-- Material provided --
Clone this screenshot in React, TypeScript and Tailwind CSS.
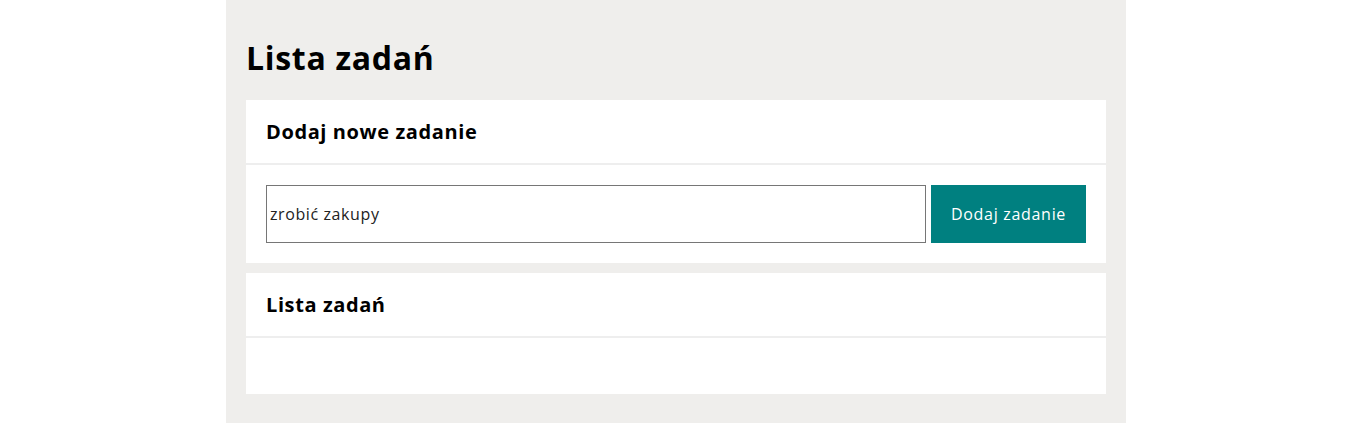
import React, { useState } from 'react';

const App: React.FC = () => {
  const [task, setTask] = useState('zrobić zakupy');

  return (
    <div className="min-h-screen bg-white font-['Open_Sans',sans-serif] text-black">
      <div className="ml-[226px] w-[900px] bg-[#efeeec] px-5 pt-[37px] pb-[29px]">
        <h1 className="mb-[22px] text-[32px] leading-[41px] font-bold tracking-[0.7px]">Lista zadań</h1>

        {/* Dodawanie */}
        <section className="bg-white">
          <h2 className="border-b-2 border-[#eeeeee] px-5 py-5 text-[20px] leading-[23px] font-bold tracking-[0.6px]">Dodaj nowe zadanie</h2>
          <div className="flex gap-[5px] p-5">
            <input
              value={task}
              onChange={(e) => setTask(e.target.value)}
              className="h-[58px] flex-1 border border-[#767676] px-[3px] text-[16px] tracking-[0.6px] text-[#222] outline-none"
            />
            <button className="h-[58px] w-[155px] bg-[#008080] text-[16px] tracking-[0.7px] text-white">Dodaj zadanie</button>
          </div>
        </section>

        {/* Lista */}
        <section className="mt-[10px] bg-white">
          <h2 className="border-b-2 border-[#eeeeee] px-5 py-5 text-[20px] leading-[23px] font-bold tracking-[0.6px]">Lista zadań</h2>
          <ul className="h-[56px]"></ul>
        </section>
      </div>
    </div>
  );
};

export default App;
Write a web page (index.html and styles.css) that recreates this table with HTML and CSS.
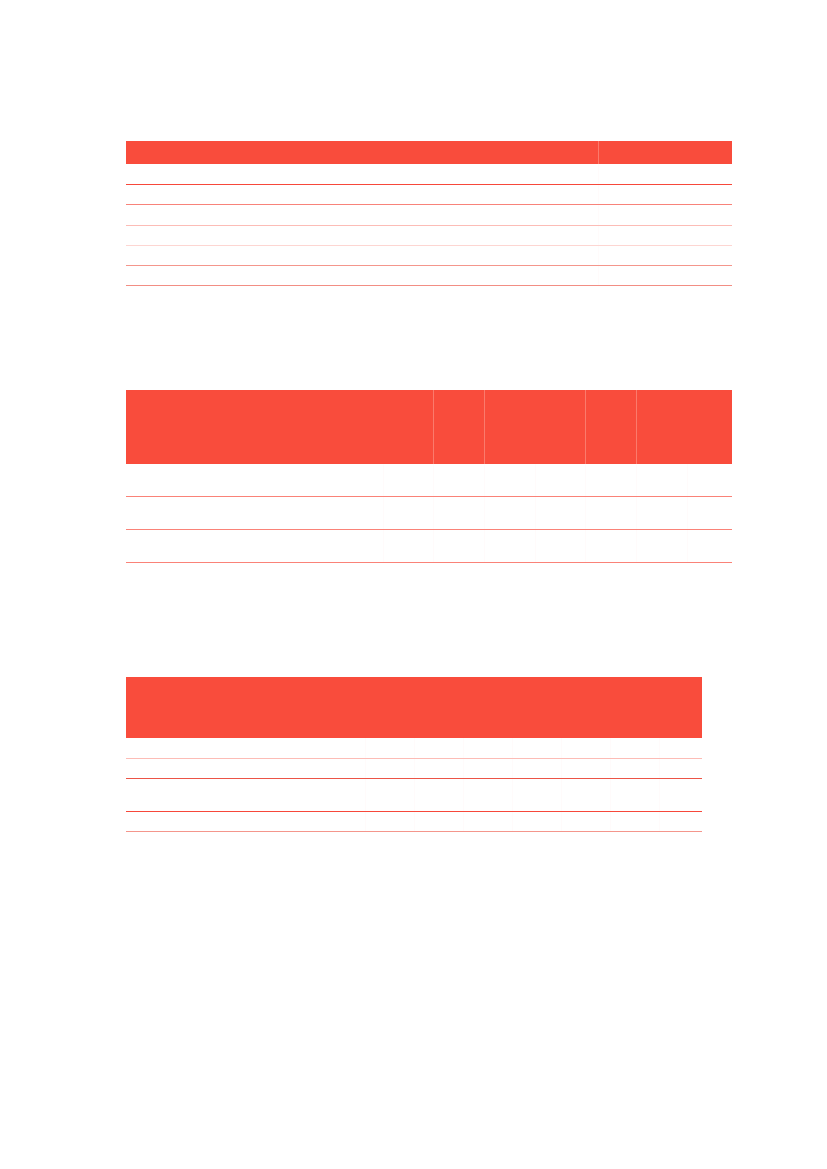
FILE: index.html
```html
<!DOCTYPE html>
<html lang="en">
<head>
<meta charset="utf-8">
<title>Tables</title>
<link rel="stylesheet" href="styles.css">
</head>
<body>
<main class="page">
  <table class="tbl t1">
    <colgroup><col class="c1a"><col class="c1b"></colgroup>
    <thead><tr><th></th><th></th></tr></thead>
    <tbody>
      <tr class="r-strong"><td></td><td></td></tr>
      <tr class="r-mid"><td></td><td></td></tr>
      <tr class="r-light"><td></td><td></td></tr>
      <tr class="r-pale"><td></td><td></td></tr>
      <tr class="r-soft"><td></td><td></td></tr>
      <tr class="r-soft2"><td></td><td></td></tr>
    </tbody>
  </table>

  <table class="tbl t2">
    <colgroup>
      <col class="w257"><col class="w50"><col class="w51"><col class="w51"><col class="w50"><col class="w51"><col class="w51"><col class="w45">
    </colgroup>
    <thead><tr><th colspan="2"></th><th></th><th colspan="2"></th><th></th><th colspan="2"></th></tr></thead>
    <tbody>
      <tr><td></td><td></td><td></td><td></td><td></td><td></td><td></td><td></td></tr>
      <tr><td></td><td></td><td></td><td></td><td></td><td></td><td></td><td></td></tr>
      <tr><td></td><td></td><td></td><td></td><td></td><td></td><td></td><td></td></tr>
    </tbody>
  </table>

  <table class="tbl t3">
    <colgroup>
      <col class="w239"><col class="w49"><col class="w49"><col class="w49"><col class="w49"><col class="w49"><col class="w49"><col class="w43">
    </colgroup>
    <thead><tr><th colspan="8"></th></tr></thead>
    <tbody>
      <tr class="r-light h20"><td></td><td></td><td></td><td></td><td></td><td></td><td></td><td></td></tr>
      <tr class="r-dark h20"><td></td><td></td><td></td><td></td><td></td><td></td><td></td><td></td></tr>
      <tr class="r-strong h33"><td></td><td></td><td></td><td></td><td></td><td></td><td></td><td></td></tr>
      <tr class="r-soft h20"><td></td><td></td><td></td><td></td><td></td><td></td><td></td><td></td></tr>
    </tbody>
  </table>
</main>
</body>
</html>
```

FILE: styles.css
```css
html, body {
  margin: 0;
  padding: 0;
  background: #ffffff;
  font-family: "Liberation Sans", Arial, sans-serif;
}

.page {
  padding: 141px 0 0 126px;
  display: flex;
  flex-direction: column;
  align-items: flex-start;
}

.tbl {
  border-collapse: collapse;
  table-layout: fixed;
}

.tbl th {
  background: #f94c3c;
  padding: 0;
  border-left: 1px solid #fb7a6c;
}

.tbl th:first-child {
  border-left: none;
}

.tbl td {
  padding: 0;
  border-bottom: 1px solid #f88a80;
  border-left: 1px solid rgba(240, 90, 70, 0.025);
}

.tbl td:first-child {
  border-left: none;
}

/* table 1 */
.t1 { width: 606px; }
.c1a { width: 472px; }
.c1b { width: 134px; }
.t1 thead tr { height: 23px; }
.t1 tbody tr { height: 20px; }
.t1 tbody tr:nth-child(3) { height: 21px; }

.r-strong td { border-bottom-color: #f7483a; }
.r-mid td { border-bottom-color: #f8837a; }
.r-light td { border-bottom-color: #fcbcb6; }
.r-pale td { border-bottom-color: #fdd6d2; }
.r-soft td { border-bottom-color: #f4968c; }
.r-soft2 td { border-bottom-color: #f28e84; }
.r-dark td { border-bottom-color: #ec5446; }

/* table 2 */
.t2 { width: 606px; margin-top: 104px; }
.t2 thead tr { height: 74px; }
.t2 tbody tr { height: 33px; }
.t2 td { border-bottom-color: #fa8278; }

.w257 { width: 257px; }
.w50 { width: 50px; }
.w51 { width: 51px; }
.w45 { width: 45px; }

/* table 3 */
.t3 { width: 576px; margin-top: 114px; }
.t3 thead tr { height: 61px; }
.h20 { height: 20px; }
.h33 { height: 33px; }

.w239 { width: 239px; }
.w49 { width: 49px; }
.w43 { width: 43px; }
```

-- What to do --
Exactly reproduce the run of lines from the start of the listing through the line with "text-[32px] leading-[41px] font-bold", inclusive; pictures are not copied.

-- Final result --
Clone this screenshot in React, TypeScript and Tailwind CSS.
import React, { useState } from 'react';

const App: React.FC = () => {
  const [task, setTask] = useState('zrobić zakupy');

  return (
    <div className="min-h-screen bg-white font-['Open_Sans',sans-serif] text-black">
      <div className="ml-[226px] w-[900px] bg-[#efeeec] px-5 pt-[37px] pb-[29px]">
        <h1 className="mb-[22px] text-[32px] leading-[41px] font-bold tracking-[0.7px]">Lista zadań</h1>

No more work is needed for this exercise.